For what is there, the coverage is pretty good.  However, about 200 of the 360 (or so) pages contain a rehash of the reference material to be found in the NI documentation.  Only a little fewer than 100 pages are devoted to actually explaining how to write KSP code.  Furthermore, the coverage of the rather important topic of setting up and interacting with a custom user panel is a bit sketchy in my mind – it could well have been expanded to include more discussion and examples to great benefit.  But nevertheless, this book has value.  We might be inclined to grouse about the price for only a hundred pages of actual tutorial content.  But then, there cannot possibly be a big customer base for this sort of thing.  How many students of Kontakt scripting actually are there?  I don’t expect the author sold a lot of copies, so, we should be grateful that a tutorial exists in the first place.  And even a veteran software developer will save a few hours of learning time by reading the book, so you judge how much your time is worth and see if the 43 bucks isn’t a good investment after all.  It was for me.

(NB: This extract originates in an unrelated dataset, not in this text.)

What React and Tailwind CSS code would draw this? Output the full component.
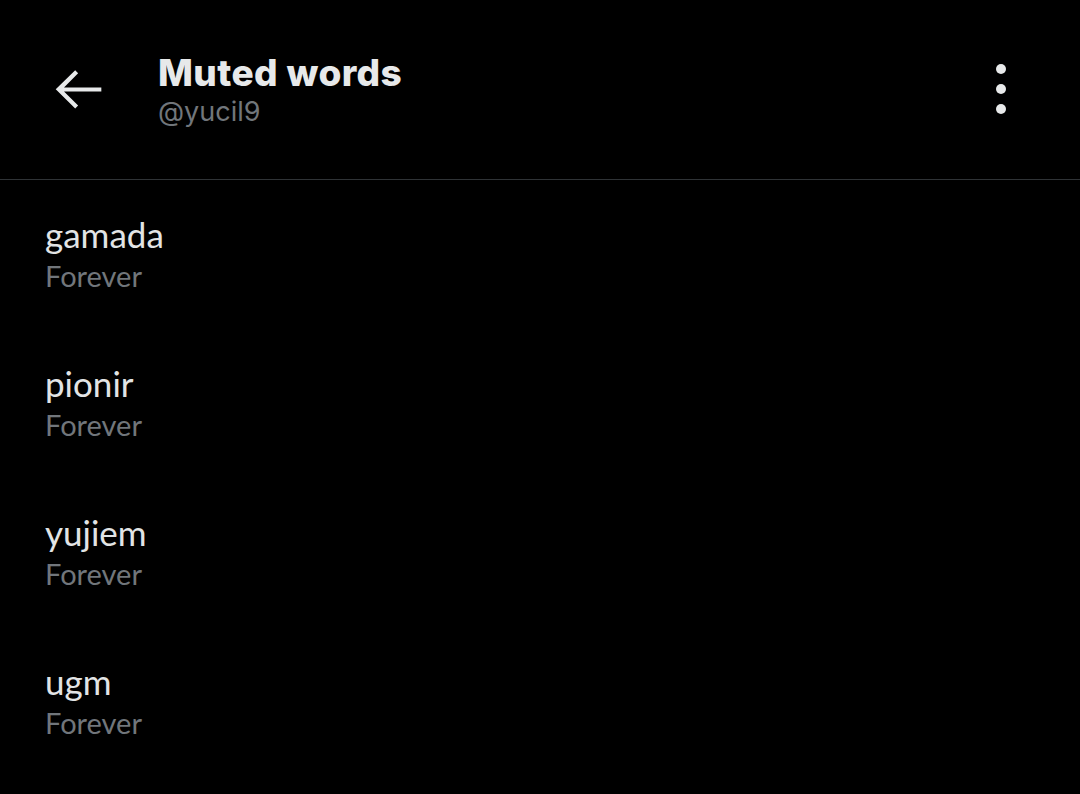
import React from "react";

const words = ["gamada", "pionir", "yujiem", "ugm"];

export default function App() {
  return (
    <div className="w-[1080px] h-[794px] bg-black overflow-hidden" style={{ fontFamily: "Inter, 'Noto Sans', sans-serif" }}>
      <div className="h-[180px] flex items-center pl-[48px] pr-[74px] border-b border-[#2f3336]">
        <svg width="64" height="64" viewBox="0 0 24 24" className="text-[#e7e9ea] -mt-[2px]">
          <path d="M20 11.4H6l5.3-5.3-1.1-1.1L2.9 12.1l7.3 7.2 1.1-1.1L6 12.9h14v-1.5z" fill="currentColor" />
        </svg>
        <div className="ml-[46px] flex flex-col mt-[2px]">
          <div className="text-[37px] leading-[42px] font-extrabold text-[#e7e9ea] tracking-[0.4px]">Muted words</div>
          <div className="text-[27px] leading-[36px] text-[#71767b]">@yucil9</div>
        </div>
        <div className="ml-auto flex flex-col gap-[10px] -mt-[2px]">
          <span className="w-[10px] h-[10px] rounded-full bg-[#e7e9ea]" />
          <span className="w-[10px] h-[10px] rounded-full bg-[#e7e9ea]" />
          <span className="w-[10px] h-[10px] rounded-full bg-[#e7e9ea]" />
        </div>
      </div>
      <div className="flex flex-col pt-[32px]" style={{ fontFamily: "Lato, 'Noto Sans', sans-serif" }}>
        {words.map((w) => (
          <div key={w} className="h-[149px] pl-[45px] flex flex-col">
            <div className="text-[35px] leading-[44px] text-[#e2e4e5]">{w}</div>
            <div className="text-[29px] leading-[40px] text-[#71767b]">Forever</div>
          </div>
        ))}
      </div>
    </div>
  );
}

Before buying it, though, I’d recommend a no-cost option to try first.  Mark Wherry wrote a brief but enlightening four-part series on Kontakt script writing in Sound on Sound magazine in 2010.  You can view the articles here:

http://www.soundonsound.com/sos/jul10/articles/kontakt1.htm

http://www.soundonsound.com/sos/aug10/articles/kontakt-2.htm

http://www.soundonsound.com/sos/sep10/articles/kontakt-3.htm

http://www.soundonsound.com/sos/oct10/articles/kontakt-4.htm

 

… And When All Else Fails

NI has a user forum with a Kontakt sub-forum here:

http://www.native-instruments.com/forum/forums/kontakt.33/

There is a main forum for general Kontakt questions and a specialty sub-forum for scripting issues.  It gets enough traffic that well-formulated questions get reasonably fast responses, and there are a few real experts who are routinely around to generously supply them.  You need to register to post questions, but that’s easy and free.

And there you have it.  Proceed now with confidence.  Kontakt Ace status can be achieved with less effort than you might think – go out and earn those stripes!